Does OBBBA eliminate taxes on tips in 2026?

Not completely. OBBBA (P.L. 119-21) creates an above-the-line deduction for qualified tips of up to $25,000 annually on Schedule 1-A, reducing your AGI and eliminating federal income tax on those tips for most workers. But tips still count as gross income, still appear on your W-2, and are still subject to FICA (Social Security 6.2% + Medicare 1.45%). Tips also still count toward your gross income for purposes of AGI phase-out calculations. The phase-out begins at $150,000 MAGI for single filers and $300,000 for MFJ. Workers earning below those thresholds effectively pay zero federal income tax on tips up to $25,000.

What is gross income for a self-employed person?

For self-employed workers, gross income is the net profit from business activities — total revenue minus allowable business expenses on Schedule C. If you earned $90,000 in client revenue and had $15,000 in legitimate business expenses, your gross income from self-employment is $75,000. That $75,000 flows to Form 1040 and is subject to self-employment tax (15.3% on 92.35% of net SE income) plus federal and state income tax. You can then take above-the-line deductions including 50% of SE tax and self-employed health insurance premiums. Use our self-employment tax calculator for exact figures.
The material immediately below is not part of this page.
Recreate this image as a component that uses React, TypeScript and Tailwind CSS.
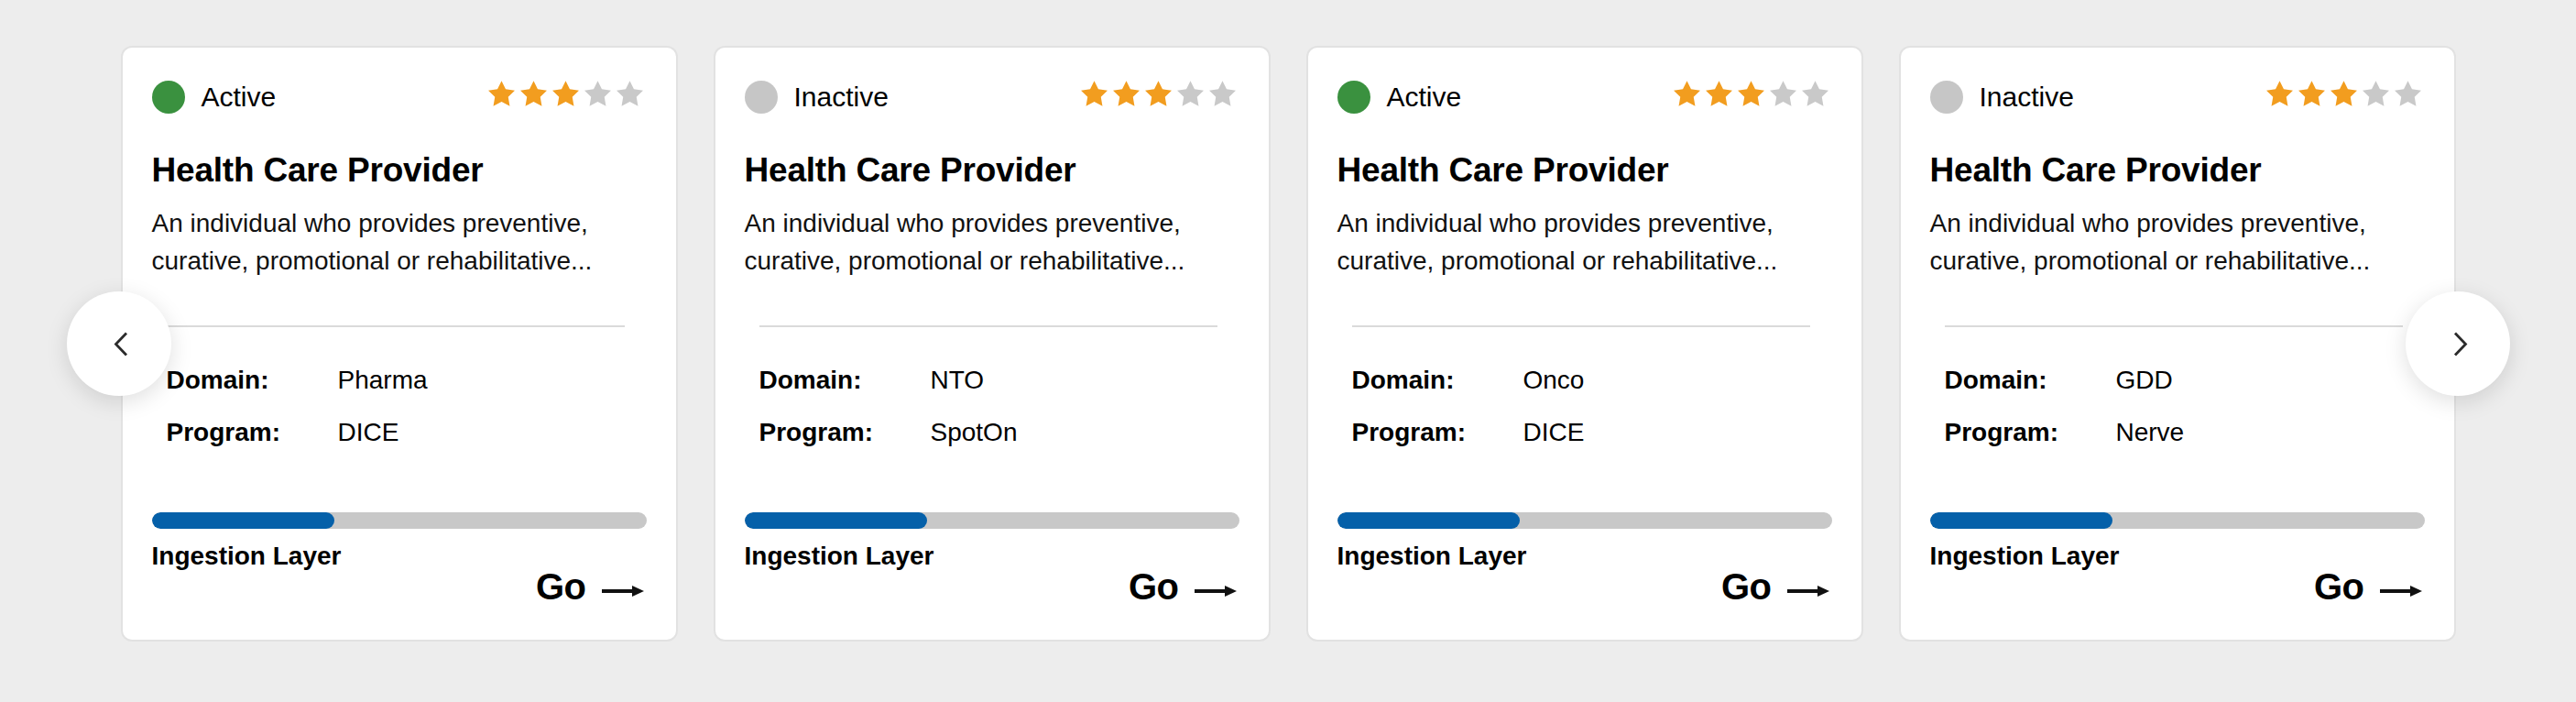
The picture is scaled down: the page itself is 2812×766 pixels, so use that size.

What is gross income vs net income?

Gross income is all earnings before deductions. Net income is what reaches your bank account after federal income tax, state income tax, FICA (7.65%), and any voluntary deductions are subtracted. On a $65,000 annual salary, single filer in Texas: gross income $65,000, federal tax ~$5,300, FICA ~$4,973, net take-home ~$54,727. In California, the same salary nets approximately $48,000 after adding ~6,500 in state income tax. The gap between gross and net income is the combined effect of all taxes and withholding. See the full comparison in our gross pay vs net pay guide.

What is gross income on a W-2 — gross income W-2 Box 1 explained?

On a W-2, your gross income for federal purposes appears in Box 1 — wages, tips, and other compensation. This is already reduced by pre-tax 401k contributions, pre-tax health insurance premiums, and pre-tax FSA contributions — so W-2 Box 1 is technically lower than your true gross wages. Your actual gross wages (before any payroll deductions) appear in Box 3 (Social Security wages) and Box 5 (Medicare wages), which are typically higher than Box 1. FICA is calculated on Box 3 and Box 5 wages. Federal income tax is calculated on Box 1 wages. Box 1 wages flow to Line 1 of Form 1040.